▶ **DIRECTIVE**
Find the word "this" in the material below and gather every line that contains it.

begin PROVIDED MATERIAL

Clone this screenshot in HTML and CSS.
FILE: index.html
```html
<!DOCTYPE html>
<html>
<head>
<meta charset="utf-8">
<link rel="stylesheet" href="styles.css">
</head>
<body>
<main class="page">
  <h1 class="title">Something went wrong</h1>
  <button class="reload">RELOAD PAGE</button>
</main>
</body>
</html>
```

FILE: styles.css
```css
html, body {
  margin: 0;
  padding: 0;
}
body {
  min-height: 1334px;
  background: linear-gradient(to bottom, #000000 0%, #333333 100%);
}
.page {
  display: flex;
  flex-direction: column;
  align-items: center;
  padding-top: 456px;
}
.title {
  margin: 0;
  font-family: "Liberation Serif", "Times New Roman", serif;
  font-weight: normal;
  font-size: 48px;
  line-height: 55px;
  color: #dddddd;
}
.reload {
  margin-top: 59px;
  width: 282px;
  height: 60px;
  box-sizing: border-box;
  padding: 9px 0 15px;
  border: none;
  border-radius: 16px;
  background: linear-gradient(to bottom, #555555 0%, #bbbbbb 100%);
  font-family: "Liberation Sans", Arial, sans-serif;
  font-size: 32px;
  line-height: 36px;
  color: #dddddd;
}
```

end PROVIDED MATERIAL
begin PROVIDED MATERIAL

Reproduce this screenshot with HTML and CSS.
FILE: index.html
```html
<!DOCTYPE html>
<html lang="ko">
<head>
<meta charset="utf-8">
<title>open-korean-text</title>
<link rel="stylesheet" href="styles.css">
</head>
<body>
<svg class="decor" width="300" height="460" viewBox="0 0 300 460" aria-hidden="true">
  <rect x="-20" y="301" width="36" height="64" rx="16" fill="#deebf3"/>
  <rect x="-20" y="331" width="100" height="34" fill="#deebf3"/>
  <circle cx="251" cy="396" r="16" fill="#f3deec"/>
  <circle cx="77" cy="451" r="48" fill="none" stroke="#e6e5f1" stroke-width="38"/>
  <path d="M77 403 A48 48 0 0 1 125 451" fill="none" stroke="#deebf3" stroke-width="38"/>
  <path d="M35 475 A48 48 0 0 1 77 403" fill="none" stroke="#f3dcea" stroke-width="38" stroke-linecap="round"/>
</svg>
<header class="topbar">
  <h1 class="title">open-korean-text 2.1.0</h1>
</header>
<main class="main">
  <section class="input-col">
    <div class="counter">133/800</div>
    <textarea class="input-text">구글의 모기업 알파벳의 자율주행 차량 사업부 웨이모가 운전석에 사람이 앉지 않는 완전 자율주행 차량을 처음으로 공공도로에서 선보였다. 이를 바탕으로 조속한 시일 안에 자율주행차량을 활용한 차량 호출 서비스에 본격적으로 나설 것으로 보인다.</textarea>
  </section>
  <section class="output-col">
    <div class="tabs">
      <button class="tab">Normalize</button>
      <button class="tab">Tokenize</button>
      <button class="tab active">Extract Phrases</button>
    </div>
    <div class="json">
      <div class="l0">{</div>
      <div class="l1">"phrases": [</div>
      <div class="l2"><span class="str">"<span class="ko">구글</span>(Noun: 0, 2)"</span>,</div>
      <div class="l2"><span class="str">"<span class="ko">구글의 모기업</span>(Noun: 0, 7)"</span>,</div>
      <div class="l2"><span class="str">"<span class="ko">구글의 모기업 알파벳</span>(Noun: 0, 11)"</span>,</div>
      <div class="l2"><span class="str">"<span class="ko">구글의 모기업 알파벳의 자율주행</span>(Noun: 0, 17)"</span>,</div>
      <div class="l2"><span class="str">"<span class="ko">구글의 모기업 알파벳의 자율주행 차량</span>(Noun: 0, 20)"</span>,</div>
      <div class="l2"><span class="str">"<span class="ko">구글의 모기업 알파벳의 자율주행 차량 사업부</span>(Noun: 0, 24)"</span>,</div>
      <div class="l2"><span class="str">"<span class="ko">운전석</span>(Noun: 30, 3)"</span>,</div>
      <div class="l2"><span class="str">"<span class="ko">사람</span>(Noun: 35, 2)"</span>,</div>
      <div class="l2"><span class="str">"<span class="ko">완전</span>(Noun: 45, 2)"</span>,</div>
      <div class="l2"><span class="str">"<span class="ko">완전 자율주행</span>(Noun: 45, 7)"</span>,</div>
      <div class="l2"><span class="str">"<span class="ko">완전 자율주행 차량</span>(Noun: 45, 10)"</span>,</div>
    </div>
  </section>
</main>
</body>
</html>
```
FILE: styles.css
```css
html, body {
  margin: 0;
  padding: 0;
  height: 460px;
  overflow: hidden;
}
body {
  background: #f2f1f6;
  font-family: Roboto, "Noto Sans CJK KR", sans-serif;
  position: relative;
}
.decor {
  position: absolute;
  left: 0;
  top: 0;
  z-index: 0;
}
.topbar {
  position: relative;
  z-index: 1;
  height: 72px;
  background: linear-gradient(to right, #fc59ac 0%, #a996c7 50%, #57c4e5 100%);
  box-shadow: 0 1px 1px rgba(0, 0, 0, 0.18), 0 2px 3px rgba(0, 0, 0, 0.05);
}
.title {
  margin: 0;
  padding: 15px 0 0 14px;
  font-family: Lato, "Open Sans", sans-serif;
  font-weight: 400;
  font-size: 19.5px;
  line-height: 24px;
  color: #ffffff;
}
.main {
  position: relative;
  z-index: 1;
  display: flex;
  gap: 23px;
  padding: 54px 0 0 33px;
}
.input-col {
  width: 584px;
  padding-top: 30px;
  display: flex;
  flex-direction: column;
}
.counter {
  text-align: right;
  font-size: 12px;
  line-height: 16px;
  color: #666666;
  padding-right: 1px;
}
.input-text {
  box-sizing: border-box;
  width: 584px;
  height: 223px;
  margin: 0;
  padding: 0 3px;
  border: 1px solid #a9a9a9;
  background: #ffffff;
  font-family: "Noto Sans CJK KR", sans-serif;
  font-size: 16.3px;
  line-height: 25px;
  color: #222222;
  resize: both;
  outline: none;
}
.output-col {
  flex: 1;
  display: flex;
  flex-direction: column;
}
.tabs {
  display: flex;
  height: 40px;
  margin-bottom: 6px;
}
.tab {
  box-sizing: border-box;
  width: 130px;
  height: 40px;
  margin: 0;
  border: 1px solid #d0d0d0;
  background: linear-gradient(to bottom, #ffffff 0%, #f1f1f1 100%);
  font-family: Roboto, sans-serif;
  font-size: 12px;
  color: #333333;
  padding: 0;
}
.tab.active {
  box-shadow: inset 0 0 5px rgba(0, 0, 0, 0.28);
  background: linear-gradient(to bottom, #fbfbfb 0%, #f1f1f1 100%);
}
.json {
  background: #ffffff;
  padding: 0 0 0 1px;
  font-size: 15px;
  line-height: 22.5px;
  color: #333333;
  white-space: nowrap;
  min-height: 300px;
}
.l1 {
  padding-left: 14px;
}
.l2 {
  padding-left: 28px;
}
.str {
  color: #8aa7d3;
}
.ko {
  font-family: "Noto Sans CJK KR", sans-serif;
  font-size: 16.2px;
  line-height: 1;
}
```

end PROVIDED MATERIAL
begin PROVIDED MATERIAL

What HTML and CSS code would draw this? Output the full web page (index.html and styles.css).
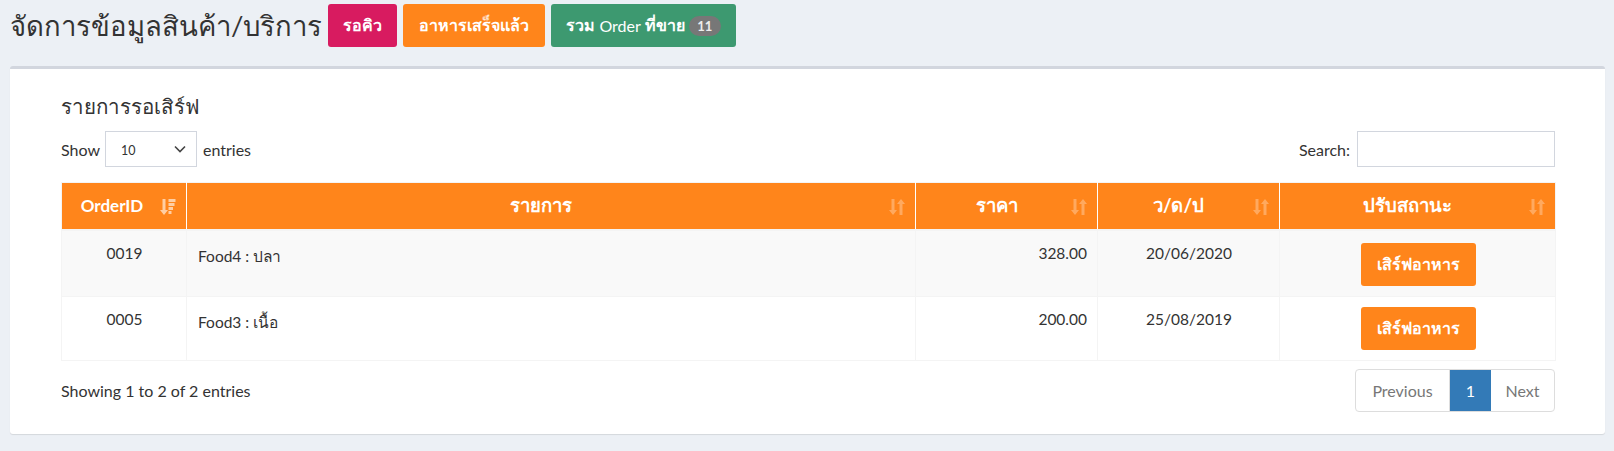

end PROVIDED MATERIAL

▶ **RESULT**
Clone this screenshot in HTML and CSS.
Reproduce this screenshot with HTML and CSS.
What HTML and CSS code would draw this? Output the full web page (index.html and styles.css).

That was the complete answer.